Tillard arranged a meeting and a truce in a feud between rising bands Wreckx-N-Effect and A Tribe Called Quest. He also counseled Sean "Diddy" Combs during his feud with rival Suge Knight, and criticized him for what he saw as his mistreatment of Shyne Barrow.

After the drive-by shooting murder of rapper Tupac Shakur in 1996, Tillard organized a "Day of Atonement" event to oppose violent themes in hip-hop music, promote unity, and celebrate Shakur's life. He invited artists including A Tribe Called Quest, The Notorious B.I.G., Chuck D with Public Enemy, Kool Herc, and Afrika Bambaataa, model Bethann Hardison, actor Malik Yoba, and Bad Boy Records president Sean Combs. There were an estimated 2,000 attendees.
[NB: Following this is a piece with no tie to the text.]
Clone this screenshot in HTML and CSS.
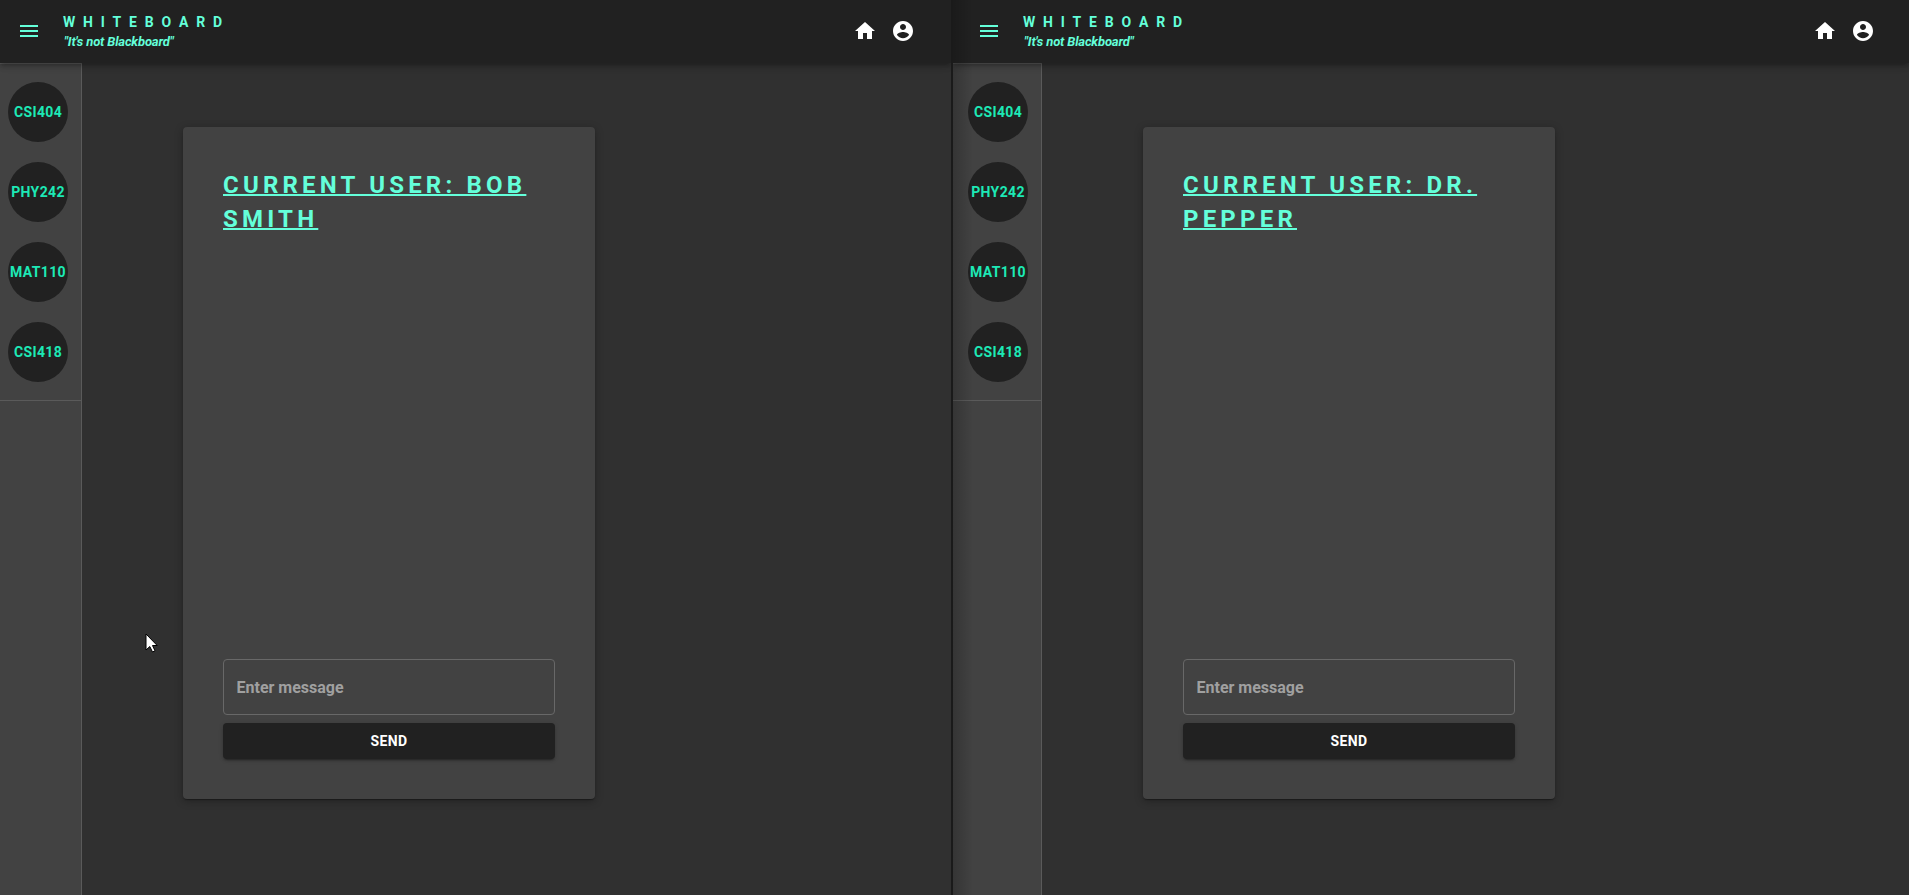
FILE: index.html
```
<!DOCTYPE html>
<html lang="en">
<head>
<meta charset="utf-8">
<title>Whiteboard</title>
<link rel="stylesheet" href="styles.css">
</head>
<body>
<svg class="symbols" width="0" height="0">
  <symbol id="menu" viewBox="0 0 24 24"><path d="M3 18h18v-2H3v2zm0-5h18v-2H3v2zm0-7v2h18V6H3z"/></symbol>
  <symbol id="home" viewBox="0 0 24 24"><path d="M10 20v-6h4v6h5v-8h3L12 3 2 12h3v8z"/></symbol>
  <symbol id="account" viewBox="0 0 24 24"><path d="M12 2C6.48 2 2 6.48 2 12s4.480 10 10 10 10-4.480 10-10S17.520 2 12 2zm0 3c1.660 0 3 1.340 3 3s-1.340 3-3 3-3-1.340-3-3 1.340-3 3-3zm0 14.200c-2.500 0-4.710-1.280-6-3.220.030-1.990 4-3.080 6-3.080 1.990 0 5.970 1.090 6 3.080-1.290 1.940-3.500 3.220-6 3.220z"/></symbol>
</svg>
<main class="desktop">
  <section class="window window-left">
    <header class="appbar">
      <svg class="icon menu"><use href="#menu"/></svg>
      <div class="brand"><div class="name">WHITEBOARD</div><div class="tagline">"It's not Blackboard"</div></div>
      <nav class="actions"><svg class="icon"><use href="#home"/></svg><svg class="icon"><use href="#account"/></svg></nav>
    </header>
    <div class="body">
      <aside class="sidebar">
        <div class="courses"><div class="course">CSI404</div><div class="course">PHY242</div><div class="course">MAT110</div><div class="course">CSI418</div></div>
      </aside>
      <div class="card">
        <h1 class="title">CURRENT USER: BOB SMITH</h1>
        <form class="composer"><input class="message" type="text" placeholder="Enter message"><button class="send" type="button">SEND</button></form>
      </div>
    </div>
    <svg class="cursor" viewBox="0 0 14 21"><path d="M1 1v16l3.800-3.500 2.700 5.500 2.500-1.200-2.500-5.300h4.700z"/></svg>
  </section>
  <section class="window window-right">
    <header class="appbar">
      <svg class="icon menu"><use href="#menu"/></svg>
      <div class="brand"><div class="name">WHITEBOARD</div><div class="tagline">"It's not Blackboard"</div></div>
      <nav class="actions"><svg class="icon"><use href="#home"/></svg><svg class="icon"><use href="#account"/></svg></nav>
    </header>
    <div class="body">
      <aside class="sidebar">
        <div class="courses"><div class="course">CSI404</div><div class="course">PHY242</div><div class="course">MAT110</div><div class="course">CSI418</div></div>
      </aside>
      <div class="card">
        <h1 class="title">CURRENT USER: DR. PEPPER</h1>
        <form class="composer"><input class="message" type="text" placeholder="Enter message"><button class="send" type="button">SEND</button></form>
      </div>
    </div>
  </section>
</main>
</body>
</html>
```
FILE: styles.css
```
* { box-sizing: border-box; }
body { margin: 0; background: #303030; font-family: Roboto, sans-serif; font-weight: 700; overflow: hidden; }
.symbols { display: block; }
.desktop { display: flex; width: 1909px; height: 895px; }
.window { position: relative; display: flex; flex-direction: column; overflow: hidden; background: #303030; }
.window-left { width: 951px; }
.window-right { width: 958px; border-left: 2px solid #1a1a1a; }
.window-right::after { content: ""; position: absolute; z-index: 3; inset: 0 auto 0 0; width: 20px; background: linear-gradient(90deg, rgba(0,0,0,.2), rgba(0,0,0,0)); }
.appbar { position: relative; z-index: 2; display: flex; flex: none; height: 63px; padding: 0 36px 0 17px; align-items: flex-start; background: #212121; box-shadow: 0 2px 4px -1px rgba(0,0,0,.2), 0 4px 5px rgba(0,0,0,.14), 0 1px 10px rgba(0,0,0,.12); }
.window-right .appbar { padding: 0 34px 0 24px; }
.icon { width: 24px; height: 24px; margin-top: 19px; fill: #fff; }
.menu { fill: #64ffda; }
.brand { margin: 14px 0 0 22px; color: #64ffda; }
.name { font-size: 14px; line-height: 16px; letter-spacing: 7.85px; }
.tagline { margin-top: 3px; padding-left: 1px; font-size: 13px; line-height: 17px; font-style: italic; letter-spacing: -.15px; }
.actions { display: flex; gap: 14px; margin-left: auto; }
.body { display: flex; flex: 1; align-items: flex-start; }
.sidebar { align-self: stretch; width: 82px; background: #424242; border: solid #5a5a5a; border-width: 1px 1px 0 0; }
.window-right .sidebar { width: 89px; }
.courses { display: flex; flex-direction: column; gap: 20px; height: 337px; padding: 18px 0 0 8px; border-bottom: 1px solid #5a5a5a; }
.window-right .courses { padding-left: 15px; }
.course { display: flex; align-items: center; justify-content: center; width: 60px; height: 60px; border-radius: 50%; background: #212121; color: #1de9b6; font-size: 14px; line-height: 16px; letter-spacing: .35px; }
.card { display: flex; flex-direction: column; width: 412px; height: 672px; margin: 64px 0 0 101px; padding: 40px; background: #424242; border-radius: 4px; box-shadow: 0 2px 1px -1px rgba(0,0,0,.2), 0 1px 1px rgba(0,0,0,.14), 0 2px 8px rgba(0,0,0,.3); }
.title { margin: 1px 0 0; color: #64ffda; font-size: 24px; line-height: 34px; font-weight: 700; letter-spacing: 4.2px; text-decoration: underline; text-decoration-thickness: 2px; }
.composer { display: flex; flex-direction: column; gap: 8px; margin: auto 0 0; }
.message { height: 56px; padding: 0 12.500px; border: 1px solid #686868; border-radius: 4px; background: transparent; color: #fff; font: 700 16px Roboto, sans-serif; }
.message::placeholder { color: #a0a0a0; opacity: 1; }
.send { height: 36px; border: 0; border-radius: 4px; background: #212121; color: #fff; font: 700 14px Roboto, sans-serif; letter-spacing: .4px; box-shadow: 0 3px 1px -2px rgba(0,0,0,.2), 0 2px 2px rgba(0,0,0,.14), 0 1px 5px rgba(0,0,0,.12); }
.cursor { position: absolute; left: 145px; top: 633px; width: 14px; height: 21px; fill: #fff; stroke: #000; stroke-width: 1; }
```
Tillard also criticized the Reverend Al Sharpton and other civil rights leaders, calling them "hired guns" for not condemning rappers Sean Combs or Shyne Barrows. Tillard organized another summit at the Adam Clayton Powell Jr. State Office Building in Harlem on 125th Street, focused on what he perceived as negative imagery in hip hop. Def Jam Recordings founder Russell Simmons organized a counter-summit, urging the public not to support "open and aggressive critics of the hip-hop community".

==2000s==
Freeway converted to Islam when he was 14 years old, and has said Islam is "my core, it's my soul, it's my everything". Beanie Sigel converted to Islam early in his life and came to the faith through his knowledge of the Five-Percent Nation. His lyrics contain frequent references and allusions to his faith, including the conflicting values of his communities. Bay Area rapper The Jacka also rapped about his Muslim faith.

Some hip-hop artists of this period were raised as Muslims abroad before moving to the United States, including Akon (raised in Senegal), French Montana (Morocco), and Sheck Wes (Senegal). The latter's hit "Mo Bamba" was inspired by a Tijani Saint.